The split decision on Wednesday pared the court’s 2020 ruling in McGirt v. Oklahoma that said the state couldn’t prosecute crimes that occurred on tribal lands. The court’s now saying the state can play a role in prosecutions if crimes were committed by non-Indians.
Writing for the majority, Justice Brett Kavanaugh noted that McGirt has “sudden” and significant ramifications for the criminal justice system in Oklahoma.
“The Oklahoma courts have reversed numerous state convictions on that same jurisdictional ground,” Kavanaugh said. “After having their state convictions reversed, some non-Indian criminals have received lighter sentences in plea deals negotiated with the Federal Government. Others have simply gone free.”
Stanford law professor Elizabeth Reese called the ruling monumental for Indian law. “While the tribal boundaries affirmed in McGirt still stand, this opinion goes far beyond that to grant all states new powers to prosecute crimes on all tribal lands,” Reese said.
The lineup of the majority and dissents in the two 5-4 cases flipped with the latest ruling. Justice Amy Coney Barrett—who replaced the late Justice Ruth Bader Ginsburg in 2020 after McGirt—cast the decisive vote this time.
McGirt was hailed by tribes as a long-overdue affirmation of their sovereignty, and the high court had resisted calls since it was handed down to overturn it.
Justice Neil Gorsuch, who wrote for the majority in McGirt, dissented this time along with the court’s three liberals. Gorsuch called the latest ruling an “unlawful power grab” by the state “at the expense of the Cherokee.”
The defendant in the case, Victor Castro-Huerta, a non-Indian, was convicted in state court of severely neglecting his five-year-old stepdaughter, an enrolled member of the Eastern Band of Cherokee Indians.
A state appeals court threw out his conviction in Tulsa, saying the state lacked jurisdiction in light of McGirt. Oklahoma appealed and the court agreed to hear the case to determine the scope of the state’s reach.
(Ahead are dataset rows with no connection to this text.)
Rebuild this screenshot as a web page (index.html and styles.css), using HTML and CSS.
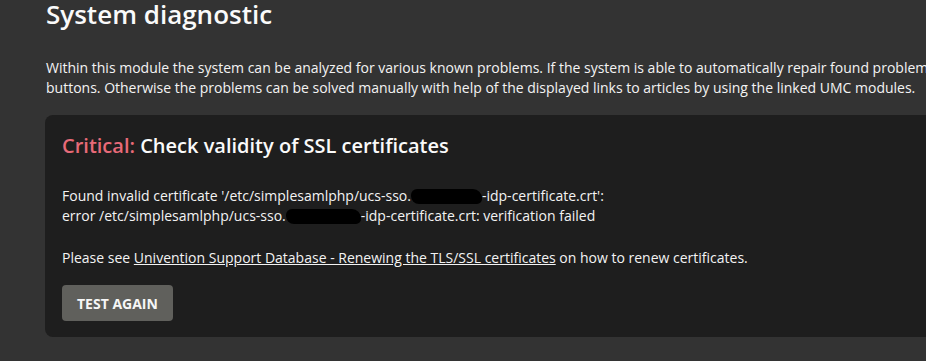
FILE: index.html
```html
<!DOCTYPE html>
<html lang="en">
<head>
    <meta charset="UTF-8">
    <meta name="viewport" content="width=device-width, initial-scale=1.0">
    <title>System diagnostic</title>
    <link rel="stylesheet" href="styles.css">
</head>
<body>
    <div class="page">
        <h1>System diagnostic</h1>
        <p class="intro">Within this module the system can be analyzed for various known problems. If the system is able to automatically repair found problems, it offers the possibility to do so with the help of the displayed<br>buttons. Otherwise the problems can be solved manually with help of the displayed links to articles by using the linked UMC modules.</p>

        <div class="card">
            <h2><span class="critical">Critical:</span> Check validity of SSL certificates</h2>
            <p class="msg">Found invalid certificate '/etc/simplesamlphp/ucs-sso.<span class="redact redact-a"></span>-idp-certificate.crt':<br>error /etc/simplesamlphp/ucs-sso.<span class="redact redact-b"></span>-idp-certificate.crt: verification failed</p>
            <p class="msg">Please see <a href="#">Univention Support Database - Renewing the TLS/SSL certificates</a> on how to renew certificates.</p>
            <button class="btn">Test again</button>
        </div>
    </div>
</body>
</html>
```

FILE: styles.css
```css
body {
    margin: 0;
    background: #333333;
    color: #f3f3f3;
    font-family: 'Open Sans', sans-serif;
    overflow: hidden;
}
.page {
    width: 1200px;
    padding-left: 46px;
}
h1 {
    margin: 0;
    font-size: 26px;
    line-height: 28px;
    font-weight: 600;
    color: #fafafa;
}
.intro {
    margin: 30px 0 0;
    font-size: 14px;
    line-height: 20px;
    white-space: nowrap;
}
.card {
    margin-top: 17px;
    margin-left: -1px;
    background: #1e1e1e;
    border-radius: 8px;
    padding: 17px 17px 16px;
}
h2 {
    margin: 0;
    font-size: 20px;
    line-height: 28px;
    font-weight: 600;
    color: #fafafa;
}
.critical {
    color: #e76a78;
}
.msg {
    margin: 26px 0 0;
    font-size: 14px;
    line-height: 20px;
}
.msg + .msg {
    margin-top: 22px;
}
.msg a {
    color: #f3f3f3;
}
.redact {
    display: inline-block;
    height: 15px;
    background: #000;
    border-radius: 6px 9px 5px 8px;
    vertical-align: -3px;
}
.redact-a {
    width: 71px;
}
.redact-b {
    width: 75px;
}
.btn {
    display: block;
    margin-top: 17px;
    height: 36px;
    padding: 0 15px;
    border: none;
    border-radius: 4px;
    background: #60605c;
    color: #f6f6f6;
    font-family: 'Open Sans', sans-serif;
    font-size: 14px;
    font-weight: 700;
    text-transform: uppercase;
    cursor: pointer;
}
```
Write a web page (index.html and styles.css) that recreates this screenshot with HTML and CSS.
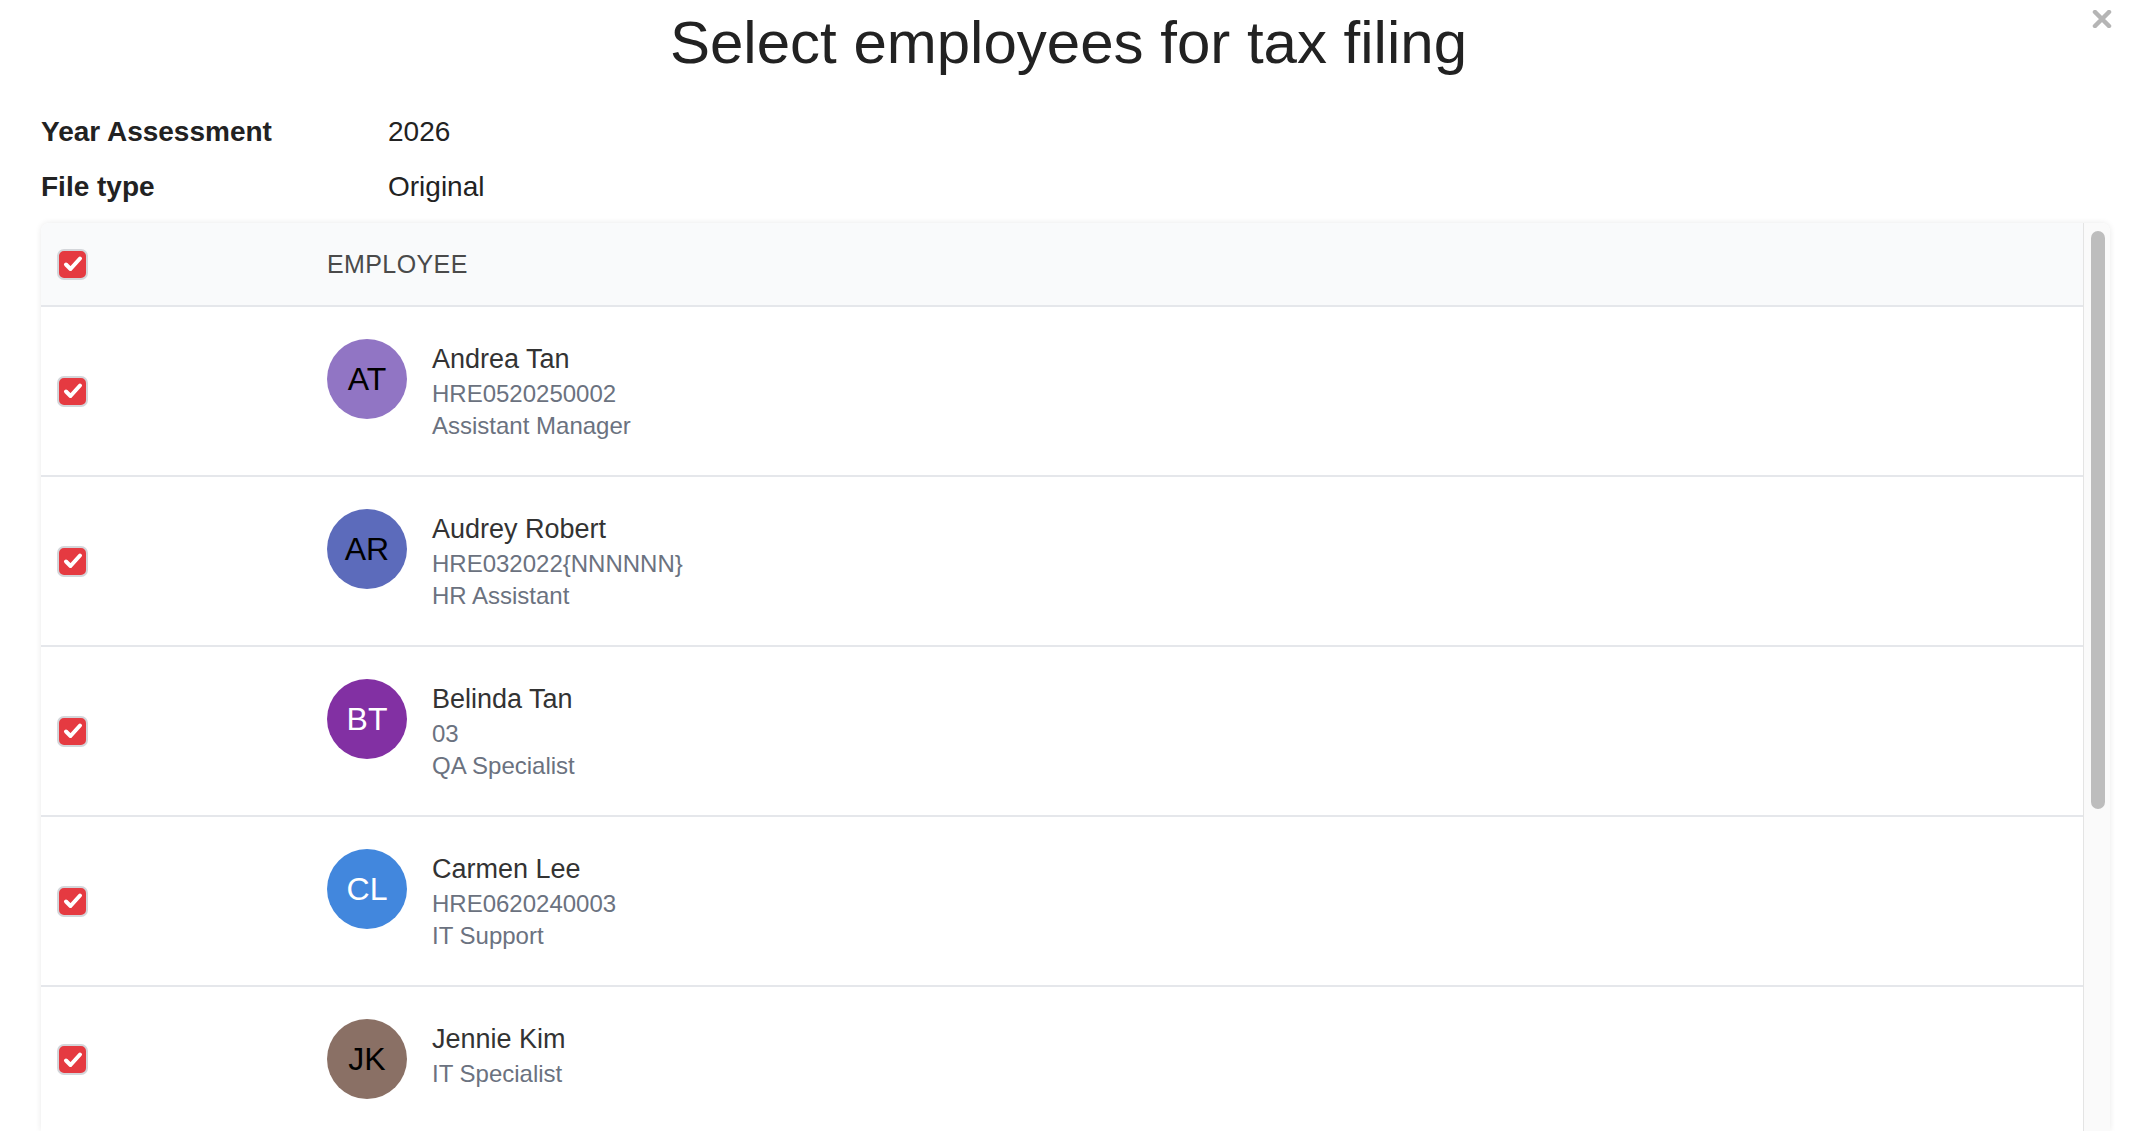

Oklahoma Gov. Kevin Stitt (R) hailed the ruling. “Justice has been delayed and denied to thousands of Native victims in our state for no reason other than their race,” Stitt said in a statement.
The dissent and others critical of Wednesday’s decision point to the statement in the majority that says states may exercise concurrent jurisdiction within Indian country.
“Indian country is part of the State, not separate from the State,” Kavanaugh wrote for the court.
Arizona State University law professor Stacy Leeds, who previously served on the Cherokee Nation Supreme Court, said federal law “is premised on the understanding that Indian affairs belongs to Congress” and that “state power inside Indian country is necessarily limited.”
The case is Oklahoma v. Castro-Huerta, U.S., No. 21-429.